If you aren’t already in touch with you gut feelings / instinct, now is as good as any time to start.
       Many people have commented on Manku’s nonchalant stare. But if it was really so nonchalant, then why did it move them in a way that even they were unsure of. It’s because he took thetime to look into you. Not at you, at your clothes, your jewellery or shoes, but into your eyes. Do you really look into the eyes of the person you talk to? It’s one of the most eerily profound ways to connect with someone, especially if they choose to reciprocate. Let me know how it made you feel if this has ever happened to you or you try it with someone special during a meaningful conversation.

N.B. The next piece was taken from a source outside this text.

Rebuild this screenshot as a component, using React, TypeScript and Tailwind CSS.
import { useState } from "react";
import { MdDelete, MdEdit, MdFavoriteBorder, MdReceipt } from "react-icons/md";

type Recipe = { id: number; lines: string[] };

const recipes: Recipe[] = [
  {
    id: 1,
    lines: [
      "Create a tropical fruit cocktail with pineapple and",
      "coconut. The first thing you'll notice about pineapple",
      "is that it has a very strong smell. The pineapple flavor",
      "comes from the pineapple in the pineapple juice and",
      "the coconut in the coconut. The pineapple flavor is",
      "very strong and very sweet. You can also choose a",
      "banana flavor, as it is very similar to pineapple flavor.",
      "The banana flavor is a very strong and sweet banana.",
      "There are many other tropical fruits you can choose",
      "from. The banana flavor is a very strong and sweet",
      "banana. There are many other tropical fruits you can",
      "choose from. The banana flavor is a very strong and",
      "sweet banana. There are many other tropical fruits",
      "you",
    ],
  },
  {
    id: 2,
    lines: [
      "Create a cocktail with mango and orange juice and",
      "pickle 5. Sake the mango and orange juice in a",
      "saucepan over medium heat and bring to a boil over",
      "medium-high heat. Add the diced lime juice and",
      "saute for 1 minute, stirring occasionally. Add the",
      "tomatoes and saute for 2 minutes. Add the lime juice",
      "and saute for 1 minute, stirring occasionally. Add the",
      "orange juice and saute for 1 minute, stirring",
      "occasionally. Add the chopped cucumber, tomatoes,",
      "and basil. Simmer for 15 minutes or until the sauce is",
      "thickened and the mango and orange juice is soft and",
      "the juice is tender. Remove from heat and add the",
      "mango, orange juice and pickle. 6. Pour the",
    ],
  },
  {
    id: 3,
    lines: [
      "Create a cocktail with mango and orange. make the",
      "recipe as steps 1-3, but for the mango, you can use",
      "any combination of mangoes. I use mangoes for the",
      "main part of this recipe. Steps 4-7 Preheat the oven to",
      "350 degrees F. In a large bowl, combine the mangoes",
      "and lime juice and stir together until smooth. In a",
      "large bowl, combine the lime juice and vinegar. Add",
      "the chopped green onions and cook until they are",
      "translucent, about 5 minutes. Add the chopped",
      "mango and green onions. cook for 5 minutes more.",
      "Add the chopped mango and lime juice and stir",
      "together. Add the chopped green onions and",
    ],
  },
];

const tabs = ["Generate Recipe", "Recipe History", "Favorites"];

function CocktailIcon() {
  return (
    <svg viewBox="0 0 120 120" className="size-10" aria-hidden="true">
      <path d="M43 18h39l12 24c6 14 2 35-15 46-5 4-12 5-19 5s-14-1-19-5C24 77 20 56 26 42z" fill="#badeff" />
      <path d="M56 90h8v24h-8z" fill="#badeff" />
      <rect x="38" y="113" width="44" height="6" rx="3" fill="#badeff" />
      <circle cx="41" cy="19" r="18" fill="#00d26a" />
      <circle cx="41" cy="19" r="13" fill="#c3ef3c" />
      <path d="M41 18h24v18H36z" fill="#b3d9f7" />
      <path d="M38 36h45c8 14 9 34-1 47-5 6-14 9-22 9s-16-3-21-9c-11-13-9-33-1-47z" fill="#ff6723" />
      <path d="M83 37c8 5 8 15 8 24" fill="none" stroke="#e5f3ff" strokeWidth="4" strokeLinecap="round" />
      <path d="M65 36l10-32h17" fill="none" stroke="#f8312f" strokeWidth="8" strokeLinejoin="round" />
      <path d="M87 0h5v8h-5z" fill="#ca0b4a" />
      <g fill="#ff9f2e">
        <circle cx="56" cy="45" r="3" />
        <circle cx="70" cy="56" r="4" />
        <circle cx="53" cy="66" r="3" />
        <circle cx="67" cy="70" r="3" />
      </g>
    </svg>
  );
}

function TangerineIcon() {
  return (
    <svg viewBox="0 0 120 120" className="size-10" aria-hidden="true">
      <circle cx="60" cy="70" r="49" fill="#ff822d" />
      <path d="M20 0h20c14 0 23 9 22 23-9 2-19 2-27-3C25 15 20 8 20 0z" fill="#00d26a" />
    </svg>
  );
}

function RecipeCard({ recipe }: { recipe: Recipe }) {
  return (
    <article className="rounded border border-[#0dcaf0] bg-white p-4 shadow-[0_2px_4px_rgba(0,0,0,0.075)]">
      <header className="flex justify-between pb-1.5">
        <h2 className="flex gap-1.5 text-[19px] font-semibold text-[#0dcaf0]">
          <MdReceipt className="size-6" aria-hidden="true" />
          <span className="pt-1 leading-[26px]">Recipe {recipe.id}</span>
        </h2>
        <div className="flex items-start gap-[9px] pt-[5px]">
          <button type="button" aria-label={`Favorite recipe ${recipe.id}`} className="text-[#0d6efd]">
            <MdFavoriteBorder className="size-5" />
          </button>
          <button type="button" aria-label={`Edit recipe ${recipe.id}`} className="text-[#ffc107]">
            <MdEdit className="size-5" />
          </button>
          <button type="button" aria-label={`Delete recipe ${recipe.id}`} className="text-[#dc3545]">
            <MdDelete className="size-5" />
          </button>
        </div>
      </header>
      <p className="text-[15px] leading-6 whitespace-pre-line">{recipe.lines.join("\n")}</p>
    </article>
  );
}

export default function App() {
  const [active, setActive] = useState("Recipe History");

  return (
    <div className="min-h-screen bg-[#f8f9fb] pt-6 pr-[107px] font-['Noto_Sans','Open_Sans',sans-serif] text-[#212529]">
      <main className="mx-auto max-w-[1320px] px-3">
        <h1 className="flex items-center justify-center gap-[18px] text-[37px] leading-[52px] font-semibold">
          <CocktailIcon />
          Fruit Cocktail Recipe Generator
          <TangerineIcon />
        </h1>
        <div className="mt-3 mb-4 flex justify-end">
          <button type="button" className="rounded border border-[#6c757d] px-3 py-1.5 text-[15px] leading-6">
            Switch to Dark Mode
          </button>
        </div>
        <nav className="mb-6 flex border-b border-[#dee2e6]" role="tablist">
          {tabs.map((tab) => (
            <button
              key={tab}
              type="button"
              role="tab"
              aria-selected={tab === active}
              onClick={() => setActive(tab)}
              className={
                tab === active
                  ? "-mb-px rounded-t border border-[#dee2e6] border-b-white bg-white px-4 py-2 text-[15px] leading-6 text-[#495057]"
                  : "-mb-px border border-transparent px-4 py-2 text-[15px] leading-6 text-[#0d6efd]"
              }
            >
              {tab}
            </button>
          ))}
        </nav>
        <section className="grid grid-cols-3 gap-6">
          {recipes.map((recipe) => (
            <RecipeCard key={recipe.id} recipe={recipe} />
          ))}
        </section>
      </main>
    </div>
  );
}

       I have a Masters in English Literature and worked as a journalist for a few years in Mumbai. The most profound thing that Manku taught me was that words are overrated! Talking for that matter, in may situations is highly overrated too!

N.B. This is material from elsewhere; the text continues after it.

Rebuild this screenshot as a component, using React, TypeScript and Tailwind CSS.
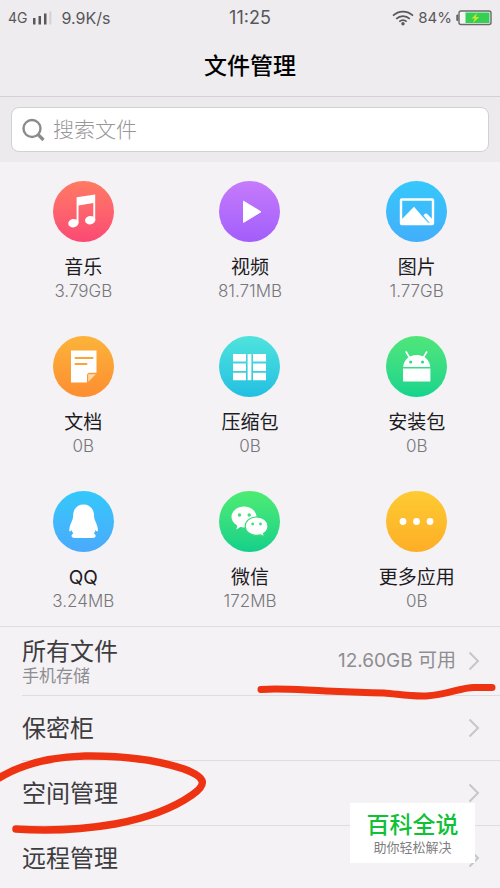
import type { ReactNode } from "react";

type Category = {
  name: string;
  size: string;
  gradient: string;
  icon: ReactNode;
};

const categories: Category[] = [
  {
    name: "音乐",
    size: "3.79GB",
    gradient: "from-[#ff7a63] to-[#fb4874]",
    icon: (
      <g fill="#fff">
        <path d="M23.600 16.200 42.200 13.400v25.800h-1.900V22l-14.800 2.400v17.600h-1.900z" />
        <ellipse cx="20.400" cy="42.200" rx="5.200" ry="4.200" transform="rotate(-12 20.400 42.200)" />
        <ellipse cx="37.200" cy="39.200" rx="5.200" ry="4.200" transform="rotate(-12 37.200 39.200)" />
      </g>
    ),
  },
  {
    name: "视频",
    size: "81.71MB",
    gradient: "from-[#c67bfb] to-[#a25dfb]",
    icon: (
      <path
        d="M24.500 20.200 42 30.800 24.500 41.400z"
        fill="#fff"
        stroke="#fff"
        strokeWidth="1"
        strokeLinejoin="round"
      />
    ),
  },
  {
    name: "图片",
    size: "1.77GB",
    gradient: "from-[#35c8fb] to-[#42aefb]",
    icon: (
      <g>
        <rect x="15" y="18.500" width="32" height="24.500" rx="0.800" fill="none" stroke="#fff" strokeWidth="2.400" />
        <path d="M15.500 38.500 28 25.800l14.500 16.700h-27z" fill="#fff" />
        <path d="M37.500 34.500c1.500-2.500 3-2.500 4.500-.8l5 5V43h-2.500z" fill="#fff" />
        <path d="m36.500 35.500 6.500 6.500" stroke="#8fcdf8" strokeWidth="1" />
      </g>
    ),
  },
  {
    name: "文档",
    size: "0B",
    gradient: "from-[#fbb33a] to-[#fd8d31]",
    icon: (
      <g>
        <path d="M18 14.500h25.500v22.200h-7.800L34 38.400v8.100H18z" fill="#fff" />
        <path d="M35.200 38.200h7.600l-7.600 7.600z" fill="#fddab0" />
        <path d="M22.500 22h17M22.500 28h11" stroke="#fba43a" strokeWidth="2" strokeLinecap="round" />
      </g>
    ),
  },
  {
    name: "压缩包",
    size: "0B",
    gradient: "from-[#4fe3dc] to-[#21bfe2]",
    icon: (
      <g fill="#fff">
        <path d="M14 18h13v7.600H14zM14 27.400h13V35H14zM14 36.800h13v7.400H14z" />
        <path d="M34 18h13v7.600H34zM34 27.400h13V35H34zM34 36.800h13v7.400H34z" />
        <path d="M28.600 18h3.800v26.200h-3.800z" />
      </g>
    ),
  },
  {
    name: "安装包",
    size: "0B",
    gradient: "from-[#4fe67a] to-[#11d48c]",
    icon: (
      <g>
        <path d="M17.200 31c.4-7 5.600-12 13.500-12s13.100 5 13.500 12z" fill="#fff" />
        <path d="M17 32.600h27.400v11.800a1.200 1.200 0 0 1-1.200 1.200h-25a1.200 1.200 0 0 1-1.200-1.200z" fill="#fff" />
        <path d="m20.200 16 3.200 5.400M40.600 16l-3.200 5.400" stroke="#fff" strokeWidth="1.700" strokeLinecap="round" />
        <circle cx="24.700" cy="26" r="1.500" fill="#2bd886" />
        <circle cx="36.500" cy="26" r="1.500" fill="#2bd886" />
      </g>
    ),
  },
  {
    name: "QQ",
    size: "3.24MB",
    gradient: "from-[#33c8fb] to-[#4aaafb]",
    icon: (
      <path
        d="M30.500 13.500c6.300 0 10.300 4.300 10.600 11 0 2 .3 3.400 1.200 5.500 1.300 3 2.700 6.200 2.600 9.200-.1 1.600-1.100 1.700-2.400-.2-.4 1.500-.9 2.500-1.700 3.500 1.400.7 2 1.600 1.800 2.700-.3 1.500-2 1.800-6 1.800h-12c-4 0-5.700-.3-6-1.800-.2-1.100.4-2 1.800-2.700-.8-1-1.300-2-1.700-3.500-1.300 1.900-2.300 1.800-2.400.2-.1-3 1.300-6.200 2.600-9.200.9-2.100 1.200-3.500 1.200-5.500.3-6.700 4.100-11 10.400-11z"
        fill="#fff"
      />
    ),
  },
  {
    name: "微信",
    size: "172MB",
    gradient: "from-[#4cec72] to-[#10d089]",
    icon: (
      <g>
        <path
          d="M25 15.500c7 0 12.500 4.700 12.500 10.500S32 36.500 25 36.500c-1.200 0-2.500-.2-3.600-.5l-4 2.600.8-4.100c-3.500-2-5.700-5-5.700-8.500 0-5.800 5.500-10.500 12.500-10.500z"
          fill="#fff"
        />
        <path
          d="M37.600 26c6.400 0 11.400 4 11.400 9.200 0 2.900-1.700 5.500-4.400 7.200l.7 3.300-3.600-1.800c-1.300.4-2.600.5-4.100.5-6.400 0-11.400-4-11.400-9.200S31.200 26 37.600 26z"
          fill="#fff"
          stroke="#32dc7b"
          strokeWidth="1.200"
        />
        <g fill="#3fe076">
          <circle cx="20.500" cy="24" r="1.700" />
          <circle cx="30.200" cy="24" r="1.700" />
          <circle cx="33.700" cy="33" r="1.400" />
          <circle cx="41.500" cy="33" r="1.400" />
        </g>
      </g>
    ),
  },
  {
    name: "更多应用",
    size: "0B",
    gradient: "from-[#fdcb32] to-[#fdae26]",
    icon: (
      <g fill="#fff">
        <circle cx="17" cy="30.500" r="3.400" />
        <circle cx="30.500" cy="30.500" r="3.400" />
        <circle cx="44" cy="30.500" r="3.400" />
      </g>
    ),
  },
];

function Chevron() {
  return (
    <svg width="12" height="20" viewBox="0 0 12 20" fill="none" aria-hidden="true">
      <path d="M1.500 1.500 10 10l-8.500 8.500" stroke="#c6c6ca" strokeWidth="2" />
    </svg>
  );
}

function StatusBar() {
  return (
    <div className="grid h-9 grid-cols-3 items-center px-2 text-base text-[#58575a]">
      <div className="flex items-center">
        <span className="text-sm">4G</span>
        <svg className="ml-1" width="20" height="14" viewBox="0 0 20 14" aria-hidden="true">
          <path d="M1 7h2.500v6.500H1zM6.500 5H9v8.500H6.500zM12 2.500h2.500v11H12z" fill="#58575a" />
          <path d="M17.300.5h2v13h-2z" fill="#d3d1d4" />
        </svg>
        <span className="ml-2.5">9.9K/s</span>
      </div>
      <time className="text-center text-lg">11:25</time>
      <div className="flex items-center justify-end">
        <svg width="22" height="16" viewBox="0 0 22 16" fill="none" aria-hidden="true">
          <g stroke="#58575a" strokeWidth="1.700">
            <path d="M1 5.600c5.600-5.400 14.400-5.400 20 0" />
            <path d="M4.200 8.800c3.900-3.700 9.700-3.700 13.600 0" />
            <path d="M7.300 11.700c2.200-2 5.200-2 7.400 0" />
          </g>
          <circle cx="11" cy="13.700" r="1.700" fill="#58575a" />
        </svg>
        <span className="ml-1 text-[15px]">84%</span>
        <svg className="ml-1" width="36" height="16" viewBox="0 0 36 16" aria-hidden="true">
          <rect x="3" y="1" width="32" height="13.500" rx="2" fill="#f6f5f6" stroke="#68676a" strokeWidth="1.400" />
          <path d="M2 5H.8v5.500H2z" fill="#68676a" stroke="#68676a" />
          <path d="M9.500 2.500h24v10.500h-24z" fill="#35cf54" />
          <path d="m21 3-5.500 5.500h3.300L17 13l6.300-6h-3.500z" fill="#c9e62c" />
        </svg>
      </div>
    </div>
  );
}

function ListRow({ title, note, value }: { title: string; note?: string; value?: string }) {
  return (
    <li className="pl-[22px]">
      <button
        type="button"
        className={`flex w-full items-center justify-between border-b border-[#dddce0] pr-5 text-left ${
          note ? "h-[69px]" : "h-[65px]"
        }`}
      >
        <span className="flex flex-col pt-0.5">
          <span className="text-2xl leading-7 text-[#3d3c3f]">{title}</span>
          {note && <span className="text-[17px] leading-5 text-[#8e8d91]">{note}</span>}
        </span>
        <span className="flex items-center gap-3">
          {value && <span className="text-[19px] text-[#8e8d91]">{value}</span>}
          <Chevron />
        </span>
      </button>
    </li>
  );
}

export default function App() {
  return (
    <div className="flex h-screen flex-col overflow-hidden bg-[#f4f2f5] font-[Inter,'Noto_Sans_CJK_SC',sans-serif]">
      <header className="border-b border-[#d3d1d5] bg-[#eeecef]">
        <StatusBar />
        <h1 className="h-[60px] text-center text-[23px] leading-[60px] font-medium text-black">文件管理</h1>
      </header>

      <search className="block bg-[#eceaed] px-[11px] py-2.5">
        <label className="flex h-[45px] items-center rounded-lg border border-[#d2d0d4] bg-white pl-2.5">
          <svg width="24" height="24" viewBox="0 0 24 24" fill="none" aria-hidden="true">
            <circle cx="10" cy="10.500" r="8.500" stroke="#8b8a8d" strokeWidth="2.400" />
            <path d="m16 16.500 5.500 5.500" stroke="#8b8a8d" strokeWidth="3.200" />
          </svg>
          <input
            type="text"
            aria-label="搜索文件"
            placeholder="搜索文件"
            className="ml-[7px] min-w-0 flex-1 bg-transparent text-[21px] font-light text-[#3d3c3f] outline-none placeholder:text-[#979699]"
          />
        </label>
      </search>

      <main className="flex min-h-0 flex-1 flex-col">
        <div className="grid grid-cols-3 gap-y-[34px] pt-[19px] pb-3.5">
          {categories.map((item) => (
            <button key={item.name} type="button" className="flex flex-col items-center">
              <span className={`rounded-full bg-linear-to-b ${item.gradient}`}>
                <svg className="block" width="61" height="61" viewBox="0 0 61 61" aria-hidden="true">
                  {item.icon}
                </svg>
              </span>
              <span className="mt-3.5 text-[19px] leading-6 text-[#1c1b1e]">{item.name}</span>
              <span className="text-[17px] leading-[22px] font-light text-[#77767a]">{item.size}</span>
            </button>
          ))}
        </div>

        <div className="relative min-h-0 flex-1 border-t border-[#dddce0]">
          <ul>
            <ListRow title="所有文件" note="手机存储" value="12.60GB 可用" />
            <ListRow title="保密柜" />
            <ListRow title="空间管理" />
            <ListRow title="远程管理" />
          </ul>

          {/* Hand-drawn marker strokes */}
          <svg
            className="pointer-events-none absolute top-0 right-0"
            width="250"
            height="90"
            viewBox="250 627 250 90"
            fill="none"
            aria-hidden="true"
          >
            <path
              d="M261 689.500c20-1.500 40 .5 65 1.500s40 1.500 58 2c14 1 24 3.500 42 3 22-1 34-8.500 48-8.500h18"
              stroke="#ee3312"
              strokeWidth="7"
              strokeLinecap="round"
              strokeLinejoin="round"
            />
          </svg>
          <svg
            className="pointer-events-none absolute top-[120px] left-0"
            width="220"
            height="100"
            viewBox="0 747 220 100"
            fill="none"
            aria-hidden="true"
          >
            <path
              d="M-4 780C20 764 50 757 85 756c40-.500 75 5 99 13 24 9 22 16 8 26-20 14-50 24-77 29-35 6-65 7.500-99 5"
              stroke="#ee3312"
              strokeWidth="7.500"
              strokeLinecap="round"
              strokeLinejoin="round"
            />
          </svg>

          <aside className="absolute top-[176px] right-[25px] flex h-[60px] w-[125px] flex-col items-center justify-center bg-white">
            <strong className="text-[23px] leading-7 font-medium text-[#0fc135]">百科全说</strong>
            <span className="text-[13px] leading-4 text-[#7f7e80]">助你轻松解决</span>
          </aside>
        </div>
      </main>
    </div>
  );
}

So many people I meet are uncomfortable in silence. They feel compelled to fill the silence with words no matter what they are. I often find myself talking to people wondering why exactly they feel the need to tell me certain things about their lives. And this compulsive need to talk means that we end up talking about the same things over and over, and over, and over and over again. As Manku would say if he could speak, “Yaaaaaaaaawwwnnn!”I can almost see his whiskers twitching :p
        In his (just about) 13 years with us, Manku never spoke. He barely meowed! And still he changed the four of us for the better. I’m sure anyone with a beloved pet can say the same of them. So then why do we humans think we have some evolutionary upper-hand on Earth? Why do we feel obliged to shower each otherwith our “knowledge” and “life experience”. Why can’t we learn from the beautiful animal souls in our lives that just being, and simply showing up very often can fix almost anything. When did you last do that for someone you loved? When did someone you love last do that for you? How lucky you are if you have someone who can offer you their pure presence.